Hastaların yaklaşımı nasıl?
Özel sektör olduğu için gelen hastalar özellikle “Biz buraya para verdik, herkes bizim her istediğimizi yapacak” şeklinde yaklaşıyorlar ve çok fazla hakaretleri oluyor bu şekilde.
Sağlıkta şiddet konusu bir süredir ülke gündeminde. Bu sene mayıs ayında kadına ve sağlık çalışanlarına yönelik şiddetin önlenmesini de içeren bir kanun teklifi TBMM Genel Kurulunda kabul edildi. Tabii ki şiddet vakaları son bulmadı. En son yayınlanan Sağlık-Sen raporunda, ekim ayında yaşanan sağlıkta şiddet olaylarında 36 sağlık çalışanın şiddete maruz kaldığı söyleniyor. Sen şiddete maruz kaldın mı, nasıl vakalarla karşılaştın?
Maruz kalıyoruz tabii ki. Örnek veriyorum, en basitinden küçük bir kız çocuğuna damar yolu açmak istiyoruz ki çocukların damar yolu ince ve zor bulunur. Bir deniyorsun, ki bunu başta aileye söylüyoruz, “Çocukların damar yolu zor bulunur, uğraştırıcıdır. 2-3 defa deneyeceğim, olmazsa doktorla görüşeceğiz,” vs. diyoruz. Daha ilkini yaparken, yani çocuğun damarında hareket ettiriyorsun iğneyi, ki bu hatalı bir durum değil, orada arkadaşlarımızı ittirip düşürenler oluyor. İğneyi kendileri çıkarmak isteyenler, küfür edenler, elindekini fırlatanlar çok var. Sıra tartışmaları oluyor. Sözlü olarak, yani hakaret ederek, “Paramla seni bile satın alırım, sen kimsin?” diyerek argo kelimeler kullanıyorlar. “Siz kimsiniz, hiçbir şey bilmiyorsunuz,” diyorlar.

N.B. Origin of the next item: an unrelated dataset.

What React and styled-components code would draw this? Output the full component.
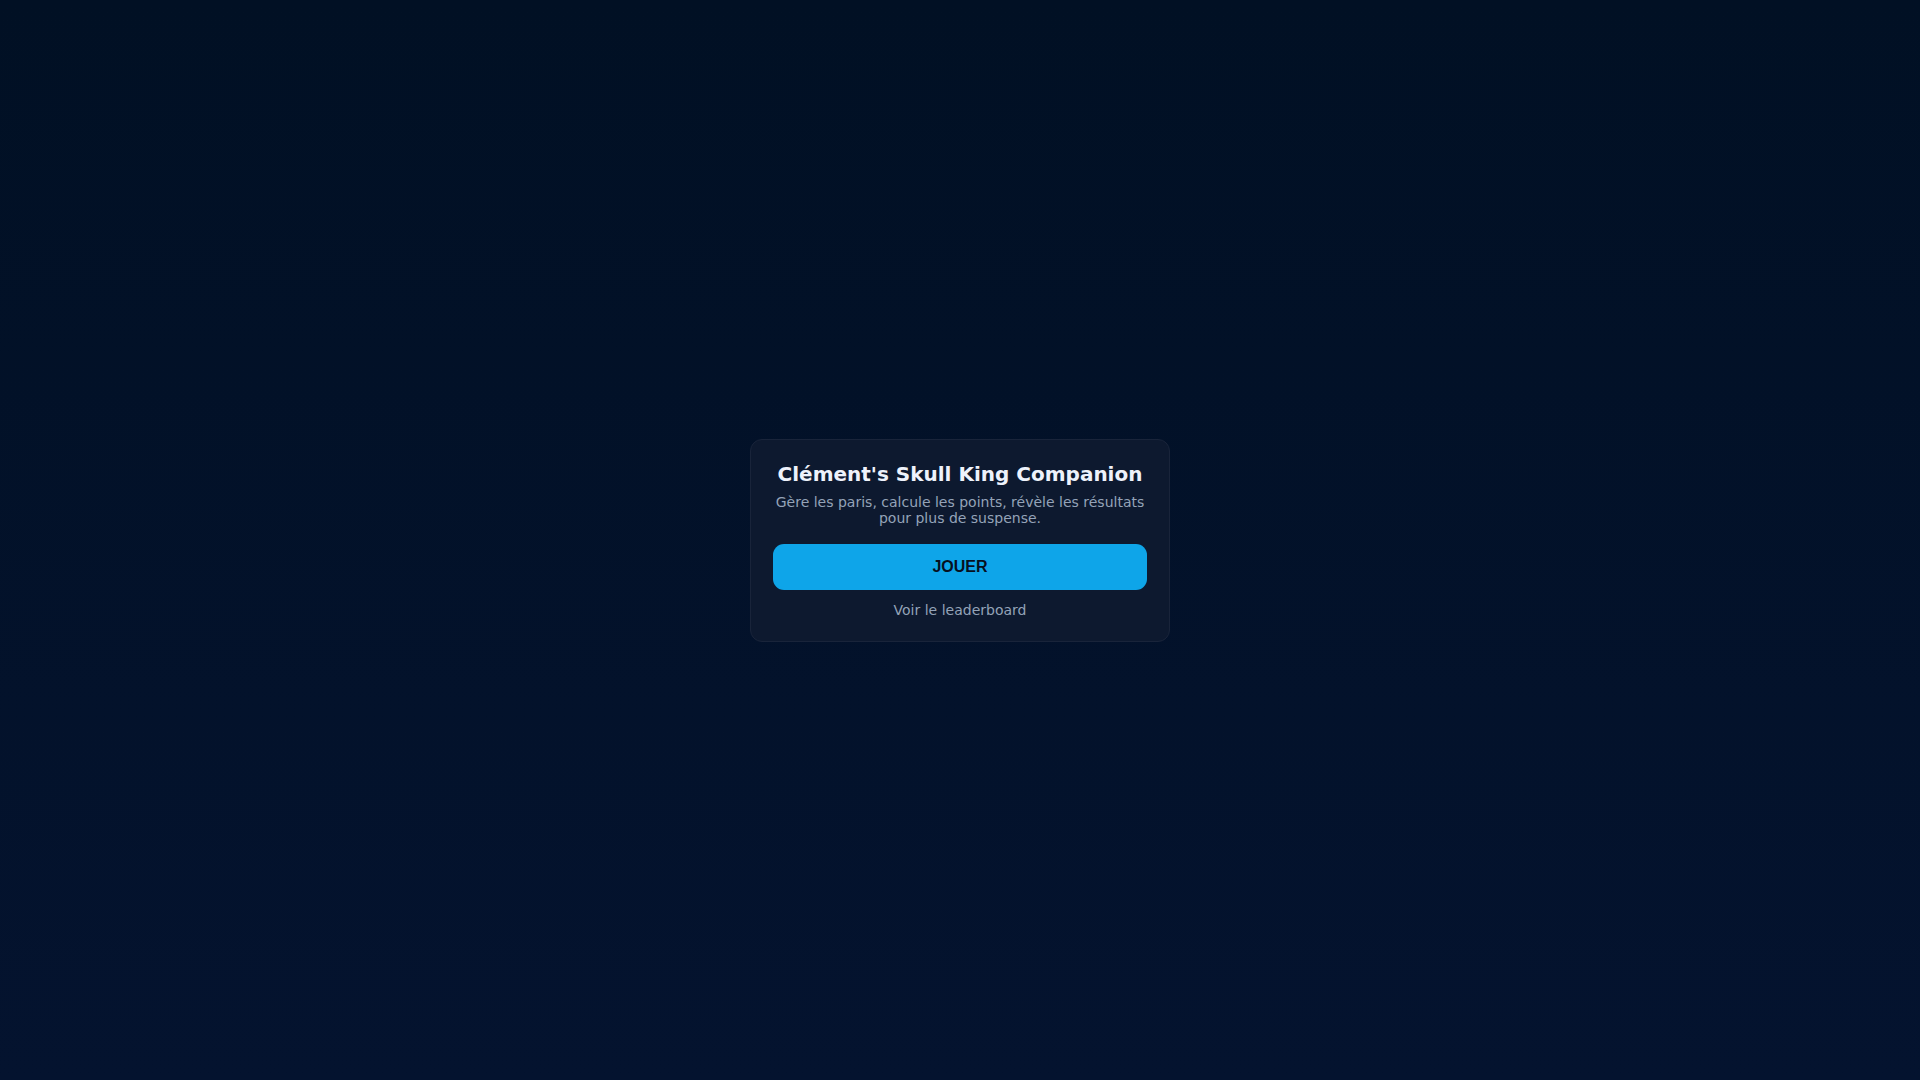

Tüm sağlık çalışanları maruz kalıyor, fakat kadın sağlık çalışanlarının daha fazla maruz kaldığını görüyoruz. Senin deneyimlerin neler?
Kadın olmak zaten başlı başına zor. Bir sağlıkçı olduğunda da farklı zorlukları oluyor. Örnek veriyorum, erkek hastalara müdahale esnasında onların tacizleri, dokunmaları oluyor. Özellikle “Şu bayan hemşire dikiş atsın, şu bayan hemşire pansuman yapsın,” gibi muhabbetler sıklıkla yaşanıyor. Bunlar tabii ki üzücü şeyler.

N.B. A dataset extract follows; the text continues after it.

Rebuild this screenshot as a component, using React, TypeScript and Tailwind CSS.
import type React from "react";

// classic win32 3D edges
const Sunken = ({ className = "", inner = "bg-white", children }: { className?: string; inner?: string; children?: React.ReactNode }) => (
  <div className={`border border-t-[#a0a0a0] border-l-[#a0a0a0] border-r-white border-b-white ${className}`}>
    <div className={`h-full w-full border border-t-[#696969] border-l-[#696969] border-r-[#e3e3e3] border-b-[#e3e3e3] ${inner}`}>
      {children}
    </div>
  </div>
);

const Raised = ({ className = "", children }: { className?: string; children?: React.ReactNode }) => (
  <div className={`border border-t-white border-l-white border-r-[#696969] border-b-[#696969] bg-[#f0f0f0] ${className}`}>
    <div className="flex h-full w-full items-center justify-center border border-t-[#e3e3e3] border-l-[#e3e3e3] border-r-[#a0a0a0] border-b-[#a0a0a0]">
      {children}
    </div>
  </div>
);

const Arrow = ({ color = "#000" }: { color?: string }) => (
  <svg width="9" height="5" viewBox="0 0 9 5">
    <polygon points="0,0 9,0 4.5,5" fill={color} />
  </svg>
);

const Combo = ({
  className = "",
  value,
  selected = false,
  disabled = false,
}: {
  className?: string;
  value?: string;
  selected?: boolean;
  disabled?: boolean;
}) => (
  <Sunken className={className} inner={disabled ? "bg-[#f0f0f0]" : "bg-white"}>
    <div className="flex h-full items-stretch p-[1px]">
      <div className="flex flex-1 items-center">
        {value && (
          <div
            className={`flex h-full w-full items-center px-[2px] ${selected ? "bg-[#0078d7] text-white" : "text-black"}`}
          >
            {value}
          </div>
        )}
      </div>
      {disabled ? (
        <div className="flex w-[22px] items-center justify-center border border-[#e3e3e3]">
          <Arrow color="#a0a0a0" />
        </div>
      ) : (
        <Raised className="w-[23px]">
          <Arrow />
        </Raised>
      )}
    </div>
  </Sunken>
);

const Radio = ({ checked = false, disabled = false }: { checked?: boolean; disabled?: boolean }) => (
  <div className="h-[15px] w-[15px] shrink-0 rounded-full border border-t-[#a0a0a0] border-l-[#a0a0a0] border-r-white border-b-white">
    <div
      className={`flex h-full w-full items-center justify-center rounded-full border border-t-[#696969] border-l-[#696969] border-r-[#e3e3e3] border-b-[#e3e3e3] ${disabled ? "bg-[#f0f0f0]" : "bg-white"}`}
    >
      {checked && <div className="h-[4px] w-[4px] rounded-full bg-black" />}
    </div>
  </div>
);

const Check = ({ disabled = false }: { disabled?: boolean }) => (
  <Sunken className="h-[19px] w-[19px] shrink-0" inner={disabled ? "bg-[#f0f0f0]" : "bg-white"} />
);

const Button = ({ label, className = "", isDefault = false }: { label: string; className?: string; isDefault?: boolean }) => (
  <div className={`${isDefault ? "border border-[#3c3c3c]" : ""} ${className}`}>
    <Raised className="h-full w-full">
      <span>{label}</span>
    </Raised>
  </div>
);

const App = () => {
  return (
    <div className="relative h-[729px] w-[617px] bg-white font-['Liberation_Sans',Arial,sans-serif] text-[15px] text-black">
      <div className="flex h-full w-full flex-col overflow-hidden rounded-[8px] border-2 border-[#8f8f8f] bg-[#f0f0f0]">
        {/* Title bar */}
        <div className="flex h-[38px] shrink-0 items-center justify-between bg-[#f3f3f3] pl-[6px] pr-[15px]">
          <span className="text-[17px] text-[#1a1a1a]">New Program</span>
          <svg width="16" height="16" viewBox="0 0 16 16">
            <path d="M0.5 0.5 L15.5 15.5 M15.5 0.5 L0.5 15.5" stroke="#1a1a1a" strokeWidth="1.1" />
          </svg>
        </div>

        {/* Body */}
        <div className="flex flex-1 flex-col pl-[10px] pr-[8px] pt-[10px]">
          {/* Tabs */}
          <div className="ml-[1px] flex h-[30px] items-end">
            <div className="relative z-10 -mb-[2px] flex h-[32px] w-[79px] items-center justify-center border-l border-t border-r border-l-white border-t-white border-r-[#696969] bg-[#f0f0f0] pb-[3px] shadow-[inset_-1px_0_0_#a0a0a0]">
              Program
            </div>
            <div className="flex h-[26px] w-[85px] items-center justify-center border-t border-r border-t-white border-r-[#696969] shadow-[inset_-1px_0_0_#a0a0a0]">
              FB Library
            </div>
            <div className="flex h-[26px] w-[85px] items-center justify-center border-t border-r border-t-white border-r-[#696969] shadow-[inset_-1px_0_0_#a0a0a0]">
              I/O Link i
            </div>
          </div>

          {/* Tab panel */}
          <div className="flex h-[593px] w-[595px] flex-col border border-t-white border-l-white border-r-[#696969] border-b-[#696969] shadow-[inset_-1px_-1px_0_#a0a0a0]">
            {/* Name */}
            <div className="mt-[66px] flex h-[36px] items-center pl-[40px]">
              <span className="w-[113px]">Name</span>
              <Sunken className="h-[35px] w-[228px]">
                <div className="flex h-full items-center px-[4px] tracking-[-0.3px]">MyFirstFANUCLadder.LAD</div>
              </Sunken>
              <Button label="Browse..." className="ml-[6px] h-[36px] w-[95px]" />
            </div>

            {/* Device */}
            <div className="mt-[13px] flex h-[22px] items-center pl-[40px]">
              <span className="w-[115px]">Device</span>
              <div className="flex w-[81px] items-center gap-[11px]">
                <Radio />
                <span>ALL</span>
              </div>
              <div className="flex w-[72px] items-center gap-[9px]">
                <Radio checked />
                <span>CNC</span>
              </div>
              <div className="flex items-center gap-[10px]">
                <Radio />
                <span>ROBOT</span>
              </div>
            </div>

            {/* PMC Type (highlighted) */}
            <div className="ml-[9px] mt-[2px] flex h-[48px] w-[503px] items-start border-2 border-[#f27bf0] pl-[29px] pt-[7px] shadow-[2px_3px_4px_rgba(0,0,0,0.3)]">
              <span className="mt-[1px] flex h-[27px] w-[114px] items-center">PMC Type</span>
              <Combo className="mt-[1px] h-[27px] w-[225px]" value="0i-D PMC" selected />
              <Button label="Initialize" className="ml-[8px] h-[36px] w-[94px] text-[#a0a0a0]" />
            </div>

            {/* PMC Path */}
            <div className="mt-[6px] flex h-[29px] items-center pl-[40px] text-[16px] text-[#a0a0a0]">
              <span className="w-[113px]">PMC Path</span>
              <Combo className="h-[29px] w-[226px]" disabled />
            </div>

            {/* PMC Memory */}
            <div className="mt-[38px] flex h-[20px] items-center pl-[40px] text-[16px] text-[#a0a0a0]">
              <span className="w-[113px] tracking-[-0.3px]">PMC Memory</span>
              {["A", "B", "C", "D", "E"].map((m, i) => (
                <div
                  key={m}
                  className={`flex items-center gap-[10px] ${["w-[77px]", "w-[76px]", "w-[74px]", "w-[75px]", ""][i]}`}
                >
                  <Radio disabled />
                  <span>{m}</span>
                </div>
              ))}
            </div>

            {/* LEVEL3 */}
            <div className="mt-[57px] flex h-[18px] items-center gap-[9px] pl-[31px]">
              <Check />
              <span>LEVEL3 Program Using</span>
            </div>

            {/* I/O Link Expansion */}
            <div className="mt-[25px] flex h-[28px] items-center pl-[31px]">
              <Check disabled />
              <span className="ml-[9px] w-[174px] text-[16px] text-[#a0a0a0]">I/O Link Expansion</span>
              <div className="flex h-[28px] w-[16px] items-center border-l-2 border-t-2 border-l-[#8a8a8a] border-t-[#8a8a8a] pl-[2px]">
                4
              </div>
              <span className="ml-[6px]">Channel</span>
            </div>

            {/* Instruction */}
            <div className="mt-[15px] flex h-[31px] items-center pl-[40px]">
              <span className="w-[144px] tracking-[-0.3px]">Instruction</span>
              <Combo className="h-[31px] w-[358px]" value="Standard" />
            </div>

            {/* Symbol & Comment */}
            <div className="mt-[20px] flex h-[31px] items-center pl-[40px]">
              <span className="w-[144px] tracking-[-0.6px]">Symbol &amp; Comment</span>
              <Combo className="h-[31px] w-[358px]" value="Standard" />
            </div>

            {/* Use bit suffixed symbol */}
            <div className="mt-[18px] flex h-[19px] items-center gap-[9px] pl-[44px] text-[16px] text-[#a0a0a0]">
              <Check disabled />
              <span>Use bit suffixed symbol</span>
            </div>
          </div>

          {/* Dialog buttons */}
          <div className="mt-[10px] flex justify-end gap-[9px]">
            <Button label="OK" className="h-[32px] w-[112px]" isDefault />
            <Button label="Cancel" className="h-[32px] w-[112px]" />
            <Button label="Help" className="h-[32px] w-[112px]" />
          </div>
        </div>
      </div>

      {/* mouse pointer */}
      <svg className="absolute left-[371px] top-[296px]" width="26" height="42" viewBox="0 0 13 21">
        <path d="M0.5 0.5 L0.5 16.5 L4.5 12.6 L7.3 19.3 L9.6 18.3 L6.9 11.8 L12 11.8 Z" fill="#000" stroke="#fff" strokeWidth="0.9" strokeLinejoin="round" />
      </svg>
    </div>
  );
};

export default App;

Sence erkek sağlık çalışanlarıyla farklı muameleye maruz kalıyor musunuz?
Tabii ki. Örnek veriyorum, hasta bana çok rahatlıkla hakaret ederken karşısındaki erkekse hakaret etme konusunda kendisini geri çekebiliyor. Çünkü onun cevap vereceğine ve fiziksel olarak gücünün daha fazla olduğuna inanıyor. Örneğin bir hasta benimle çok rahat bir şekilde kavga edebilirken ses tonundan çekindiği için bunu erkek hemşireye yapamıyor.
Bizimle paylaştığın bilgiler için çok teşekkür ederiz.